At the same time, the legal and regulatory battles over Z2 have just begun. In November, the Kansas Electric Power Cooperative became the first SPP member to pursue legal action over the Z2 revenue-crediting process when it filed a complaint with FERC. KEPCo said in its Nov. 22 filing that SPP’s direct cost assignment of approximately $6.2 million to it violated the RTO’s Tariff, the filed rate doctrine and the Federal Power Act.

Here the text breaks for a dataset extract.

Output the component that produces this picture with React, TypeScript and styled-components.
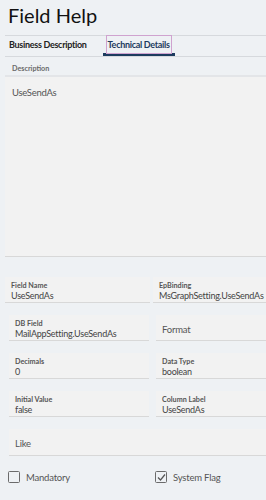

The complaint seeks relief from directly assigned Z2 obligations and a refund for payments already made.
Staff and members are also working to improve the RTO’s competitive bidding process under FERC Order 1000. The first go-round last year resulted in one competitive project being bid out, only to have it pulled for re-evaluation shortly thereafter.
The Competitive Transmission Process Task Force hopes to change that by offering recommendations this year to improve the process. The group has already modified documents and templates while reviewing the entire competitive bidding process. Two Tariff revision requests have already begun to wind their way through the stakeholder-approval process, and more could be on the way if the MOPC and board approve changes to the scoring criteria in January.
Enhanced Combined Cycle Modeling
SPP will see one of its first major projects since the Integrated Marketplace come to a conclusion March 1 when software allowing multiple configurations of combined cycle units goes live. With the new functionality, market participants can register and submit separate offers for each configuration, leading to a more economic commitment and dispatch of the resources.
Participants completed structured testing of the software in December. The technology also played a role in SPP’s successful timeline changes for coordinated gas-electric scheduling practices in September as a result of FERC Order 809.